Dès 1976, il a joué dans Le Message, du réalisateur américain d’origine syrienne, Mustapha Akkad, aux côtés d’Irène Papas et Anthony Quinn. En 1990, il s’illustra dans Les Mille et Une Nuits, de Philippe de Broca, tourné au Maroc. Puis, il se fit remarquer dans Syriana (2005), mis en images par Stephen Gaghan, et rehaussé par la présence de George clooney et Matt Domon. L’année suivante, Mohamed Majd partageait l’affiche avec Roschdy Zem dans Indigènes, du Franco-Algérien Rachid Bouchareb. Il a été également dirigé par Richard Stroud (dans le téléfilm Deadline), François Luciani, Bernard Stora, Pierre Aknine, Stéphane Kurk, Harry Winer, Florent Emilio Siri, auteur de L’ennemi intime, où Benoît Maginet et Albert Dupontel tiennent la vedette, ou encore le Roumain Radu Mihaileanu, dont La Source des femmes fit sensation.

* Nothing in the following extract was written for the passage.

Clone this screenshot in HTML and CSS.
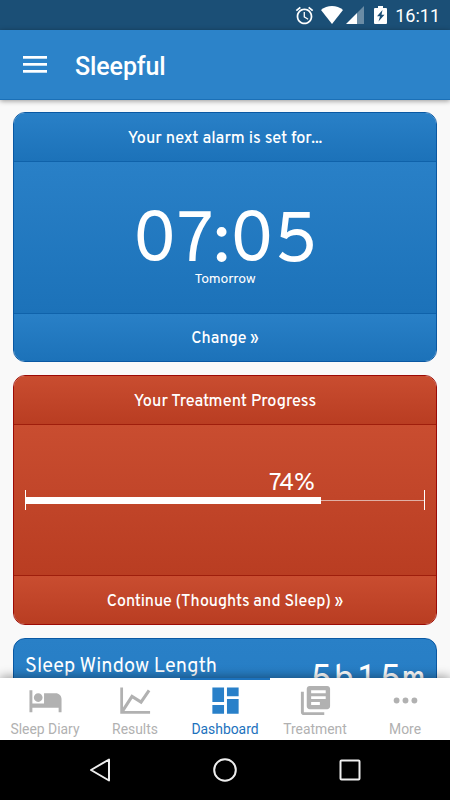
FILE: index.html
```
<!DOCTYPE html>
<html lang="en">
<head>
    <meta charset="UTF-8">
    <meta name="viewport" content="width=device-width, initial-scale=1.0">
    <title>Sleepful</title>
    <link rel="stylesheet" href="styles.css">
</head>
<body>
    <div class="status-bar">
        <svg class="icon-alarm" viewBox="0 0 24 24"><path d="M22 5.72l-4.6-3.86-1.29 1.53 4.6 3.86L22 5.72zM7.88 3.39L6.6 1.86 2 5.71l1.29 1.53 4.59-3.85zM12.5 8H11v6l4.75 2.85.75-1.23-4-2.37V8zM12 4c-4.97 0-9 4.03-9 9s4.02 9 9 9c4.97 0 9-4.03 9-9s-4.03-9-9-9zm0 16c-3.87 0-7-3.13-7-7s3.13-7 7-7 7 3.13 7 7-3.13 7-7 7z"/></svg>
        <svg class="icon-wifi" viewBox="0 0 22 18"><path d="M11 18L0 4C3 1.500 7 0 11 0s8 1.500 11 4z"/></svg>
        <svg class="icon-signal" viewBox="0 0 18 18"><path d="M18 0v18h-7V7z" opacity=".35"/><path d="M11 7v11H0z"/></svg>
        <svg class="icon-battery" viewBox="0 0 13 18"><path fill-rule="evenodd" d="M4 0h5v2h3q1 0 1 1v14q0 1-1 1H1q-1 0-1-1V3q0-1 1-1h3zM8.500 4L3 10.300h3L4.500 15.500 10.500 8.700H7.500z"/></svg>
        <span class="clock">16:11</span>
    </div>
    <header>
        <div class="menu-btn"><span></span><span></span><span></span></div>
        <h1>Sleepful</h1>
    </header>

    <main>
        <section class="card blue">
            <div class="card-head">Your next alarm is set for...</div>
            <div class="card-body alarm">
                <div class="time">07:05</div>
                <div class="day">Tomorrow</div>
            </div>
            <div class="card-foot">Change »</div>
        </section>

        <section class="card red">
            <div class="card-head">Your Treatment Progress</div>
            <div class="card-body progress">
                <div class="percent">74%</div>
                <div class="track">
                    <div class="fill" style="width: 74%"></div>
                    <div class="rest"></div>
                </div>
            </div>
            <div class="card-foot">Continue (Thoughts and Sleep) »</div>
        </section>

        <section class="card blue window">
            <div class="window-title">Sleep Window Length</div>
            <div class="window-value">5h15m</div>
        </section>
    </main>

    <nav class="tabs">
        <div class="tab">
            <svg viewBox="0 0 24 24"><path d="M7 13c1.660 0 3-1.340 3-3S8.660 7 7 7s-3 1.340-3 3 1.340 3 3 3zm12-6h-8v7H3V5H1v15h2v-3h18v3h2v-9c0-2.210-1.790-4-4-4z"/></svg>
            <span>Sleep Diary</span>
        </div>
        <div class="tab">
            <svg viewBox="0 0 24 24"><path d="M2.500 3v17.200h19.500" fill="none" stroke="currentColor" stroke-width="1.900"/><path d="M3 19.500L9.600 9.200l6.200 3.900L21.300 5" fill="none" stroke="currentColor" stroke-width="2.100"/></svg>
            <span>Results</span>
        </div>
        <div class="tab active">
            <svg viewBox="0 0 24 24"><path d="M3 13h8V3H3v10zm0 8h8v-6H3v6zm10 0h8V11h-8v10zm0-18v6h8V3h-8z"/></svg>
            <span>Dashboard</span>
        </div>
        <div class="tab">
            <svg viewBox="0 0 24 24"><path d="M4 6H2v14c0 1.100.9 2 2 2h14v-2H4V6zm16-4H8c-1.100 0-2 .9-2 2v12c0 1.100.9 2 2 2h12c1.100 0 2-.9 2-2V4c0-1.100-.9-2-2-2zm-1 9H9V9h10v2zm-4 4H9v-2h6v2zm4-8H9V5h10v2z"/></svg>
            <span>Treatment</span>
        </div>
        <div class="tab">
            <svg viewBox="0 0 24 24"><circle cx="5.900" cy="12" r="2"/><circle cx="12" cy="12" r="2"/><circle cx="18.100" cy="12" r="2"/></svg>
            <span>More</span>
        </div>
    </nav>

    <div class="system-nav">
        <svg viewBox="0 0 24 24"><path d="M21 1.500v21L3 12z"/></svg>
        <svg viewBox="0 0 24 24"><circle cx="12" cy="12" r="10.800"/></svg>
        <svg viewBox="0 0 24 24"><rect x="2.500" y="2.500" width="19" height="19" rx="1"/></svg>
    </div>
</body>
</html>
```
FILE: styles.css
```
* {
    box-sizing: border-box;
}
body {
    margin: 0;
    height: 800px;
    overflow: hidden;
    display: flex;
    flex-direction: column;
    background: #f9f9f9;
    color: #fff;
    font-family: Roboto, sans-serif;
}
.status-bar {
    flex: none;
    height: 30px;
    background: #1b4f76;
    display: flex;
    align-items: center;
    justify-content: flex-end;
    padding-right: 10px;
}
.status-bar svg {
    fill: #fff;
    height: 18px;
}
.status-bar .icon-alarm {
    width: 21px;
    height: 21px;
    margin-right: 6px;
}
.icon-wifi {
    width: 22px;
    margin-right: 3px;
}
.icon-signal {
    width: 18px;
    margin-right: 10px;
}
.icon-battery {
    width: 13px;
    margin-right: 8px;
}
.clock {
    font-size: 18px;
    font-weight: 400;
    line-height: 30px;
    padding-top: 1px;
}
header {
    flex: none;
    height: 70px;
    background: #2c83c9;
    border-bottom: 1px solid #1b70b7;
    box-shadow: 0 1px 5px rgba(0,0,0,0.4);
    display: flex;
    align-items: center;
    padding-left: 23px;
    z-index: 1;
}
.menu-btn {
    display: flex;
    flex-direction: column;
    gap: 4px;
    width: 24px;
    margin-right: 28px;
}
.menu-btn span {
    height: 3px;
    background: #fff;
    border-bottom: 1px solid #c3dcf0;
}
h1 {
    margin: 4px 0 0;
    font-size: 25px;
    font-weight: 500;
    letter-spacing: -0.1px;
}
main {
    flex: 1;
    min-height: 0;
    overflow: hidden;
    padding: 12px 13px 0;
    display: flex;
    flex-direction: column;
    gap: 13px;
}
.card {
    flex: none;
    height: 250px;
    border: 1px solid;
    border-radius: 12px;
    overflow: hidden;
    display: flex;
    flex-direction: column;
    font-family: Overpass, "Noto Sans", sans-serif;
}
.blue {
    border-color: #0958a3;
}
.red {
    border-color: #9c0a05;
}
.card-head, .card-foot {
    height: 48px;
    flex: none;
    display: flex;
    align-items: center;
    justify-content: center;
    padding-top: 4px;
    font-size: 16px;
    font-weight: 500;
}
.card-head {
    font-size: 16.3px;
}
.card-body {
    flex: 1;
    border-top: 1px solid;
    border-bottom: 1px solid;
}
.blue .card-head, .blue .card-body, .blue .card-foot {
    background: linear-gradient(#2980c7, #1c72b9);
    border-color: #0f62aa;
}
.red .card-head, .red .card-body, .red .card-foot {
    background: linear-gradient(#c94d30, #b93d22);
    border-color: #9f1e0c;
}
.alarm {
    display: flex;
    flex-direction: column;
    align-items: center;
    padding-top: 56px;
}
.alarm + .card-foot {
    height: 47px;
    padding-top: 3px;
}
.time {
    line-height: 52px;
    font-size: 70px;
    font-kerning: none;
}
.day {
    font-size: 14px;
    letter-spacing: -0.2px;
    line-height: 20px;
}
.progress {
    padding: 42px 11px 0;
}
.percent {
    width: 74%;
    padding-right: 6px;
    text-align: right;
    font-size: 24px;
    line-height: 23px;
    padding-top: 6px;
    margin-bottom: -6px;
}
.track {
    height: 20px;
    border-left: 1px solid #fff;
    border-right: 1px solid #fff;
    display: flex;
    align-items: center;
}
.fill {
    height: 7px;
    background: #fff;
}
.rest {
    flex: 1;
    height: 1px;
    background: #e0b0a5;
}
.window {
    flex-direction: row;
    justify-content: space-between;
    padding: 0 11px;
    background: linear-gradient(#2980c7, #1c72b9);
}
.window-title {
    font-size: 19.9px;
    line-height: 26px;
    padding-top: 15px;
}
.window-value {
    font-family: "Overpass Mono", "Liberation Mono", monospace;
    font-size: 37.4px;
    line-height: 44px;
    padding-top: 21px;
}
.tabs {
    flex: none;
    height: 62px;
    background: #fff;
    box-shadow: 0 -1px 10px rgba(0,0,0,0.4);
    display: flex;
    z-index: 1;
}
.tab {
    flex: 1;
    border-top: 2px solid transparent;
    padding-top: 3px;
    display: flex;
    flex-direction: column;
    align-items: center;
    color: #b1b1b1;
    font-size: 13.9px;
}
.tab svg {
    width: 35px;
    height: 35px;
    fill: currentColor;
}
.tab span {
    line-height: 20px;
    margin-top: 1px;
}
.tab.active {
    color: #1c72bd;
    border-top-color: #1c72bd;
}
.tab.active svg {
    color: #2980c9;
}
.system-nav {
    flex: none;
    height: 60px;
    background: #000;
    display: flex;
    align-items: center;
    justify-content: center;
    gap: 101px;
    z-index: 1;
}
.system-nav svg {
    width: 24px;
    height: 24px;
    fill: none;
    stroke: #eee;
    stroke-width: 2;
    stroke-linejoin: round;
}
```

Entier, sentimental, affranchi des conventions, Mohamed Majd était admiré des cinéphiles les plus aguerris. Surtout qu’il n’avait pas son pareil pour faire palpiter un film, sans chercher l’effet, et transmuer un navet ou nanar en bout filmé regardable. C’est de ce prodige-là que la scène marocaine est aujourd’hui orpheline, et c’est une perte irréparable.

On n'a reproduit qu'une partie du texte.